For 2020 and 2021, there’s a $6,000 limit on taxable contributions to retirement plans. Those aged 50 or over can contribute another $1,000.
In the eyes of the IRS, your contribution to a traditional IRA reduces your taxable income by that amount and, thus, reduces the amount you owe in taxes.
A contribution to a Roth IRA is not tax-deductible. You pay the full income taxes on the money you pay into the account. However, you will owe no taxes on the contributions or the investment returns when you retire and start withdrawing the money.
In December 2019, President Trump signed the Setting Every Community Up for Retirement Enhancement (SECURE Act), which is designed to improve retirement security for Americans. Under the act, the tax deduction amounts and basic rules are unchanged.
With no retirement plan at work, you may deduct your contribution regardless of your income. But for those with higher incomes, deductions for IRA contributions are limited if they (or their spouse, if married) have a retirement plan at work. Those limits depend on your filing status.
If You Are Filing Singly
For singles with a retirement plan at work, the maximum tax-deductible contribution starts shrinking once their modified adjusted gross income (MAGI) reaches $65,000 for 2020. Singles with adjusted incomes of $75,000 and above are not eligible for the tax deduction in 2020.
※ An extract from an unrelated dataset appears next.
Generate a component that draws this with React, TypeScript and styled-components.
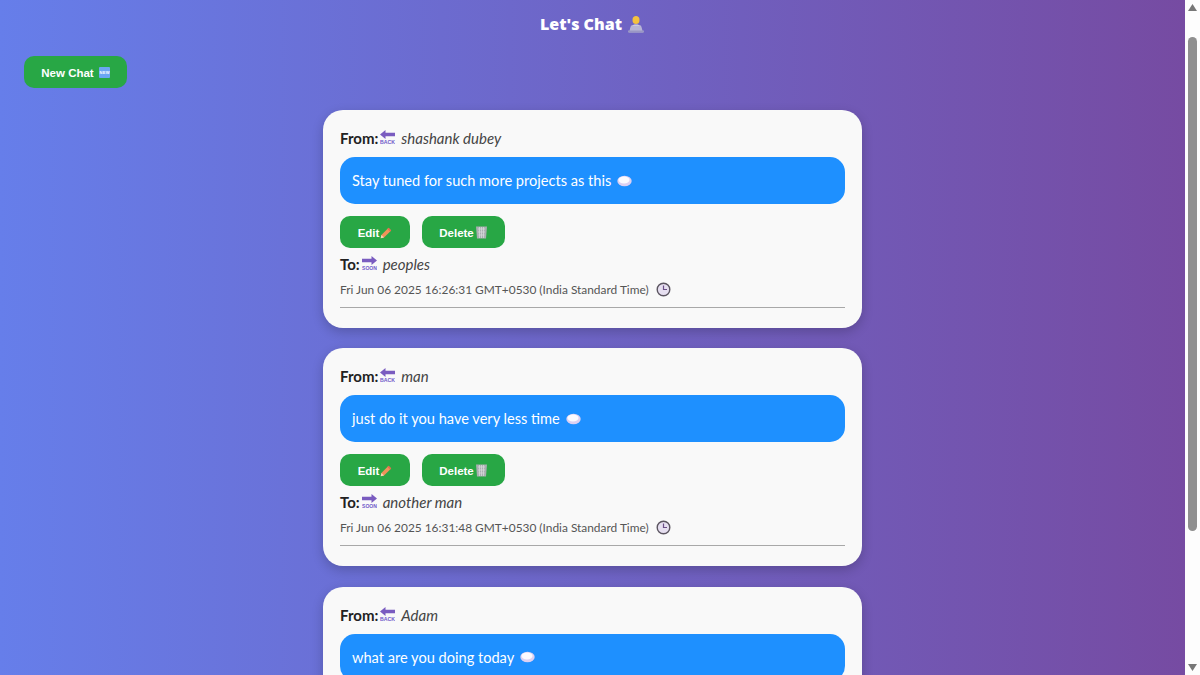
import React from 'react';
import styled, { createGlobalStyle } from 'styled-components';

const BODY_FONT = 'Lato, "Open Sans", sans-serif';
const TITLE_FONT = '"Open Sans", "Noto Sans", sans-serif';
const BUTTON_FONT = '"Liberation Sans", Arial, sans-serif';

const GlobalStyle = createGlobalStyle`
  html, body {
    margin: 0;
    padding: 0;
    height: 100%;
    overflow: hidden;
  }
  * {
    box-sizing: border-box;
  }
`;

const Shell = styled.div`
  display: flex;
  height: 100vh;
  overflow: hidden;
  font-family: ${BODY_FONT};
`;

const Page = styled.main`
  flex: 1;
  min-width: 0;
  overflow: hidden;
  background: linear-gradient(90deg, #667eea, #764ba2);
`;

const Title = styled.h1`
  display: flex;
  align-items: center;
  justify-content: center;
  gap: 5px;
  height: 24px;
  margin: 12px 0 0;
  color: #fff;
  font-family: ${TITLE_FONT};
  font-size: 16px;
  font-weight: 800;
`;

const NewChatButton = styled.button`
  display: flex;
  align-items: center;
  justify-content: center;
  gap: 5px;
  width: 103px;
  height: 32px;
  margin: 20px 0 22px 24px;
  padding: 1px 0 0;
  border: none;
  border-radius: 10px;
  background: #28a745;
  color: #fff;
  font-family: ${BUTTON_FONT};
  font-size: 11.5px;
  font-weight: 700;
`;

const ChatList = styled.section`
  display: flex;
  flex-direction: column;
  align-items: center;
  gap: 20.8px;
`;

const Card = styled.article`
  flex: none;
  width: 539px;
  padding: 16px 17px 19.5px;
  border-radius: 20px;
  background: #f9f9f9;
  box-shadow: 0 4px 12px rgba(0, 0, 0, 0.2);
`;

const PersonRow = styled.div`
  display: flex;
  align-items: center;
  height: 24px;
  color: #333;
  font-size: 15px;
`;

const Label = styled.strong`
  color: #222;
  font-weight: 700;
  margin-right: 2px;
`;

const Name = styled.em`
  margin-left: 6px;
  color: #444;
  font-style: italic;
`;

const Bubble = styled.p`
  display: flex;
  align-items: center;
  gap: 6px;
  height: 47px;
  margin: 7px 0 12px;
  padding: 0 12px;
  border-radius: 15px;
  background: #1e90ff;
  color: #fff;
  font-size: 14.6px;
`;

const Actions = styled.div`
  display: flex;
  gap: 12px;
  margin-bottom: 3.5px;
`;

const ActionButton = styled.button<{ $width: number }>`
  display: flex;
  align-items: center;
  justify-content: center;
  gap: 1px;
  width: ${({ $width }) => $width}px;
  height: 32px;
  padding: 1px 0 0;
  border: none;
  border-radius: 10px;
  background: #28a745;
  color: #fff;
  font-family: ${BUTTON_FONT};
  font-size: 11.5px;
  font-weight: 700;
`;

const DateRow = styled.div`
  display: flex;
  align-items: center;
  gap: 7px;
  height: 18px;
  margin-top: 5px;
  color: #555;
  font-size: 11.9px;
`;

const Divider = styled.hr`
  height: 1px;
  margin: 8.5px 0 0;
  border: none;
  background: #a8a8a8;
`;

const Scrollbar = styled.aside`
  flex: none;
  display: flex;
  flex-direction: column;
  align-items: center;
  width: 15px;
  height: 100%;
  padding: 4px 0;
  background: #fdfdfd;
`;

const ScrollThumb = styled.div`
  width: 9px;
  height: 494px;
  margin-top: 26px;
  margin-bottom: auto;
  border-radius: 5px;
  background: #8f8f8f;
`;

const ArrowLabel = styled.text`
  font-family: ${BUTTON_FONT};
  font-size: 5.5px;
  font-weight: 700;
  fill: #6f58c9;
`;

const BackIcon = () => (
  <svg width="15" height="16" viewBox="0 0 15 16">
    <path d="M0 4.5 5.5 0v2.800H15v3.400H5.500V9z" fill="#7a5cc0" />
    <ArrowLabel x="0" y="14" textLength="15" lengthAdjust="spacingAndGlyphs">BACK</ArrowLabel>
  </svg>
);

const SoonIcon = () => (
  <svg width="15" height="16" viewBox="0 0 15 16">
    <path d="M15 4.5 9.500 0v2.800H0v3.400h9.500V9z" fill="#7a5cc0" />
    <ArrowLabel x="0" y="14" textLength="15" lengthAdjust="spacingAndGlyphs">SOON</ArrowLabel>
  </svg>
);

const ThoughtIcon = () => (
  <svg width="15" height="12" viewBox="0 0 15 12">
    <ellipse cx="7.5" cy="6" rx="7.2" ry="5.2" fill="#dcd0f2" />
    <ellipse cx="7" cy="5" rx="5.5" ry="3.4" fill="#fbfaff" />
  </svg>
);

const PencilIcon = () => (
  <svg width="12" height="12" viewBox="0 0 12 12">
    <path d="M8.6.8 11.2 3.4 4 10.6.7 11.3 1.4 8z" fill="#f0935a" />
    <path d="M8.6.8 11.2 3.4 10 4.6 7.4 2z" fill="#e8694f" />
    <path d="M1.4 8 4 10.6.7 11.3z" fill="#f7d8b8" />
  </svg>
);

const TrashIcon = () => (
  <svg width="13" height="13" viewBox="0 0 13 13">
    <path d="M1 .5h11L11 12.5H2z" fill="#a9aeb0" />
    <path d="M3 3h7M3 6h7M3.5 9h6M4.5 1v11M6.5 1v11M8.5 1v11" stroke="#d5d8da" strokeWidth="0.8" />
  </svg>
);

const ClockIcon = () => (
  <svg width="15" height="15" viewBox="0 0 15 15">
    <circle cx="7.5" cy="7.5" r="6.3" fill="#e6dff0" stroke="#5b5560" strokeWidth="1.4" />
    <path d="M7.5 3.500v4h3.500" fill="none" stroke="#6a4e86" strokeWidth="1.2" />
  </svg>
);

const NewIcon = () => (
  <svg width="11" height="11" viewBox="0 0 11 11">
    <rect width="11" height="11" rx="1" fill="#6ba6f2" />
    <text x="0.5" y="7" fontSize="4" fontWeight="700" fontFamily={BUTTON_FONT} fill="#fff" textLength="10">NEW</text>
  </svg>
);

const CoderIcon = () => (
  <svg width="18" height="18" viewBox="0 0 18 18">
    <path d="M5.500 5c0 3 1.500 4 3.500 4s3.500-1 3.500-4-1.500-4-3.500-4-3.500 1-3.500 4z" fill="#f5c23e" />
    <path d="M3.500 15c0-4 2-5.500 5.500-5.500s5.500 1.500 5.500 5.500z" fill="#dfe0e6" />
    <path d="M4 10.500h10l2 7H2z" fill="#b7b4d6" />
    <rect x="1" y="15.500" width="16" height="2" fill="#9a97c4" />
  </svg>
);

const ScrollArrow = ({ down }: { down?: boolean }) => (
  <svg width="9" height="7" viewBox="0 0 9 7">
    <path d={down ? 'M0 0h9L4.500 7z' : 'M0 7h9L4.500 0z'} fill="#777" />
  </svg>
);

interface Chat {
  id: number;
  from: string;
  message: string;
  to?: string;
  date?: string;
}

// the third chat runs off the bottom of the window, only its top part is known
const chats: Chat[] = [
  { id: 1, from: 'shashank dubey', message: 'Stay tuned for such more projects as this', to: 'peoples', date: 'Fri Jun 06 2025 16:26:31 GMT+0530 (India Standard Time)' },
  { id: 2, from: 'man', message: 'just do it you have very less time', to: 'another man', date: 'Fri Jun 06 2025 16:31:48 GMT+0530 (India Standard Time)' },
  { id: 3, from: 'Adam', message: 'what are you doing today' },
];

export default function App() {
  return (
    <Shell>
      <GlobalStyle />
      <Page>
        <Title>Let's Chat <CoderIcon /></Title>
        <NewChatButton>New Chat <NewIcon /></NewChatButton>
        <ChatList>
          {chats.map((chat) => (
            <Card key={chat.id}>
              <PersonRow>
                <Label>From:</Label>
                <BackIcon />
                <Name>{chat.from}</Name>
              </PersonRow>
              <Bubble>
                {chat.message} <ThoughtIcon />
              </Bubble>
              {chat.to && (
                <>
                  <Actions>
                    <ActionButton $width={70}>Edit <PencilIcon /></ActionButton>
                    <ActionButton $width={83}>Delete <TrashIcon /></ActionButton>
                  </Actions>
                  <PersonRow>
                    <Label>To:</Label>
                    <SoonIcon />
                    <Name>{chat.to}</Name>
                  </PersonRow>
                  <DateRow>
                    {chat.date} <ClockIcon />
                  </DateRow>
                  <Divider />
                </>
              )}
            </Card>
          ))}
        </ChatList>
      </Page>
      <Scrollbar>
        <ScrollArrow />
        <ScrollThumb />
        <ScrollArrow down />
      </Scrollbar>
    </Shell>
  );
}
If You Are Married Filing Jointly
This is where things get complicated. For those married and filing jointly, the maximum tax-deductible contribution differs significantly if one person is contributing to a 401(k), and it can be limited for higher-income couples.
- If the spouse making the IRA contribution is covered by a workplace retirement plan, the deduction begins phasing out at $105,000 in adjusted gross income and disappears at $125,000 for 2021 (and $104,000 and $124,000 for 2020).
- If the IRA contributor does not have a workplace plan and their spouse does, the 2020 limit starts at $196,000, and no tax deduction is allowed once the contributor’s income reaches $206,000 ($198,000 and $208,000 for 2021).
If You Are Married Filing Separately
For taxpayers who are married and filing separately, the tax deduction limits are drastically lower, regardless of whether they or their spouses participate in an employer-sponsored retirement plan. If your income is less than $10,000, you can take a partial deduction. Once your income hits $10,000, you do not get any deduction.
The Bottom Line
To sum up, if your income is below the upper levels set for the year, and you don’t have other retirement accounts, you can make the maximum contribution, and it will be fully deductible.
If you do not qualify for the tax deduction, please do not give up on saving for retirement. Here’s why: You can contribute to a traditional IRA even if you cannot deduct any or all of it, and that investment will grow tax-free until retirement. Remember, you can make a contribution up to that year’s tax-filing deadline, which is usually April 15 of the following year.
Due to the winter storms that hit Texas, Oklahoma, and Louisiana in February, the IRS has delayed the 2020 individual and business tax filing deadline for those states to June 15, 2021. As a result, the IRA contribution limit for individuals in this state have also been pushed to June 15.
In December 2019, President Trump signed the Setting Every Community Up for Retirement Enhancement (SECURE Act), which was designed to improve retirement security for Americans. Under the act, the tax deduction amounts and basic rules are unchanged, but it is worthwhile checking with a tax professional to ensure your retirement plan is optimal and if the act contains provisions that might benefit your situation.